This is a more recent story while working for an MSP in Europe compared to my time working for an ISP in Australia
the cast:
Me: Slazer
OT: Other Tech
I get a message on slack
OT: Hey, I am seeing something weird in the French office for customer, can you help me look into it?
Me: Sure
Queue the Teams call.
OT: So all the Access Points in that office are reported as offline in cloud.vendor.com portal but the customer is not reporting an issue.
Me: Ok, that is odd. What is the monitoring system saying?
OT: Monitoring says everything is OK, I can ping them and do SNMP calls to all the AP, they are just reporting as offline in the portal.
OT: The other thing is the firewall says the AP are trying to access cloud.vendor.com but the local in policy is denying the traffic.

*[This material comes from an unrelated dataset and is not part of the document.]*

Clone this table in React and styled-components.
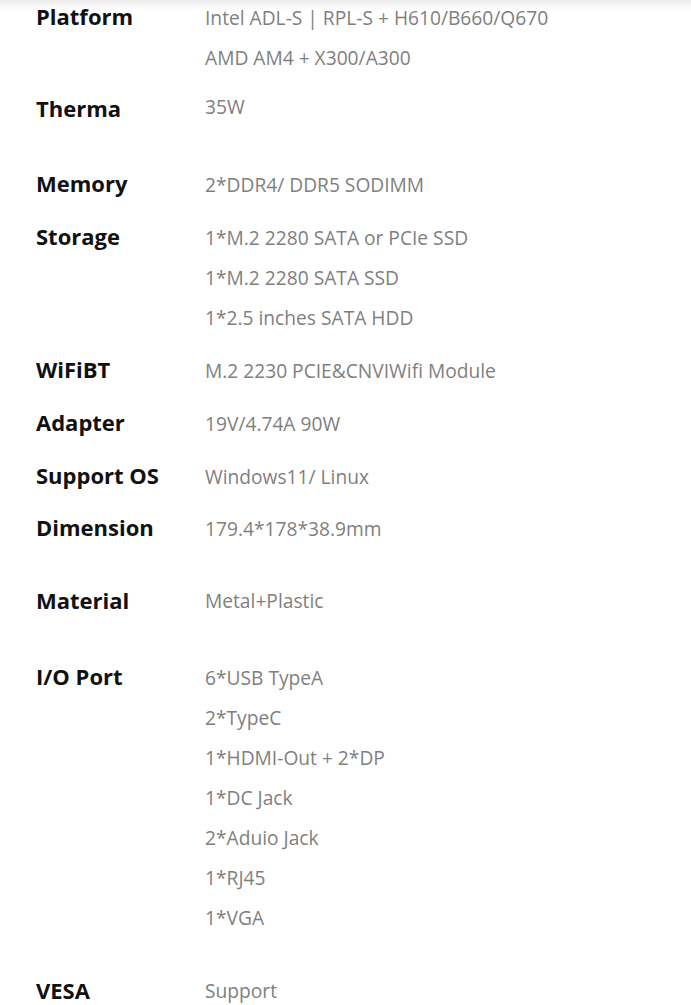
import React from "react";
import styled, { createGlobalStyle } from "styled-components";

const Global = createGlobalStyle`
  html, body { margin: 0; padding: 0; background: #fff; }
  body { font-family: "Open Sans", "Noto Sans", sans-serif; }
`;

const Page = styled.div`
  width: 691px;
  background: linear-gradient(to bottom, #ececec 0px, #f7f7f7 5px, #ffffff 11px);
  background-repeat: no-repeat;
  padding: 5px 0 0 36px;
  box-sizing: border-box;
`;

const Row = styled.div`
  display: grid;
  grid-template-columns: 169px 1fr;
  margin-top: ${(p) => p.$gap}px;
`;

const Label = styled.div`
  font-weight: 700;
  font-size: 22px;
  line-height: 26px;
  color: #111;
  transform: translateY(${(p) => (p.$shift || 0) - 2}px);
`;

const Values = styled.div`
  display: flex;
  flex-direction: column;
  gap: 14px;
`;

const Value = styled.div`
  font-size: 19.2px;
  line-height: 26px;
  color: #7f7f7f;
  white-space: nowrap;
`;

const specs = [
  { label: "Platform", values: ["Intel ADL-S | RPL-S + H610/B660/Q670", "AMD AM4 + X300/A300"], gap: 0 },
  { label: "Therma", values: ["35W"], gap: 23, shift: 3 },
  { label: "Memory", values: ["2*DDR4/ DDR5 SODIMM"], gap: 52 },
  { label: "Storage", values: ["1*M.2 2280 SATA or PCIe SSD", "1*M.2 2280 SATA SSD", "1*2.5 inches SATA HDD"], gap: 27 },
  { label: "WiFiBT", values: ["M.2 2230 PCIE&CNVIWifi Module"], gap: 27 },
  { label: "Adapter", values: ["19V/4.74A 90W"], gap: 27 },
  { label: "Support OS", values: ["Windows11/ Linux"], gap: 27 },
  { label: "Dimension", values: ["179.4*178*38.9mm"], gap: 26 },
  { label: "Material", values: ["Metal+Plastic"], gap: 46, shift: 1 },
  { label: "I/O Port", values: ["6*USB TypeA", "2*TypeC", "1*HDMI-Out + 2*DP", "1*DC Jack", "2*Aduio Jack", "1*RJ45", "1*VGA"], gap: 51 },
  { label: "VESA", values: ["Support"], gap: 47, shift: 1 },
];

export default function App() {
  return (
    <>
      <Global />
      <Page>
        {specs.map((s) => (
          <Row key={s.label} $gap={s.gap}>
            <Label $shift={s.shift}>{s.label}</Label>
            <Values>
              {s.values.map((v) => (
                <Value key={v}>{v}</Value>
              ))}
            </Values>
          </Row>
        ))}
      </Page>
    </>
  );
}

Me: That is rather strange.
I log into the firewall and check the logs and see the APs are in fact trying to access cloud.vendor.com but the destination is 255.255.255.255. Not the expected IP from the vendors documentation.
Me: Well I want to say it’s a DNS issue what happens when you reboot the AP?
OT: Rebooting from the portal doesn’t work but I rebooted on from the switchport and the same thing happens.
Me: Is the on prem DNS server working?
OT: Yea, the domain controller is the DHCP/DNS server and it has no issue with access, the customer hasn’t reported connection issues. It looks to be just the APs.
Me: Ok then, are they being allocated the right DNS servers?
OT logs into the domain controller and everything is looking good.
Me: dafuq?.. Wait, do these even use the DNS server from DHCP or do we set one via the device template?
OT: Not sure, never had this happen before. When we provision these they are plug and play.
I log into the vendor portal and start poking around and notice all the APs have the same DNS server of 208.67.222.222 (OpenDNS)
Me: Ok, well the AP aren’t using the local DNS server they are using openDNS. Lets start a packet capture to see what is going on.
I setup a packet capture on the firewall and limit it to the IP of the AP we are looking at and let it run for a bit and crack open the capture in Wireshark.
I just start laughing at the error
OT: I know that laugh, what did you find?
Me: what do you make of this error?
Every single DNS query had this as the response.
The OpenDNS service is currently unavailable in France and some French territories due to a court order under Article L.333-10 of the French Sport code. See https://support.opendns.com/hc/en-us/
OT: Wha???
Me: Yea… Now for the hard part.
OT: Hard part?
Me: How do we fix this? There is no ssh logins to the AP, we can’t push config because the devices are offline according to the portal, and there is no way we are getting console to each of those units.
OT: I see.
Then the dumb idea occurred to me.
Me: I have a dumb idea. We DNAT any traffic destined for OpenDNS to Googles DNS so we can reconfigure the units to use the local DNS servers.
OT: Would that work?
Me: It should… I hope.
We then setup DNAT for the AP specifically to rewrite the DNS request destined for OpenDNS and forward it to Googles DNS.
After activating the config we start seeing the devices come online in the portal as if nothing happened to them.
OT: Hey, it worked.
Me: omg, it actually worked…
I am somewhat sill shocked it worked.
At some point I will get some time to clean up that DNAT and finish reconfiguring the APs.
While you would be right. I was waiting for a useless meeting to end so there was a queue for the call.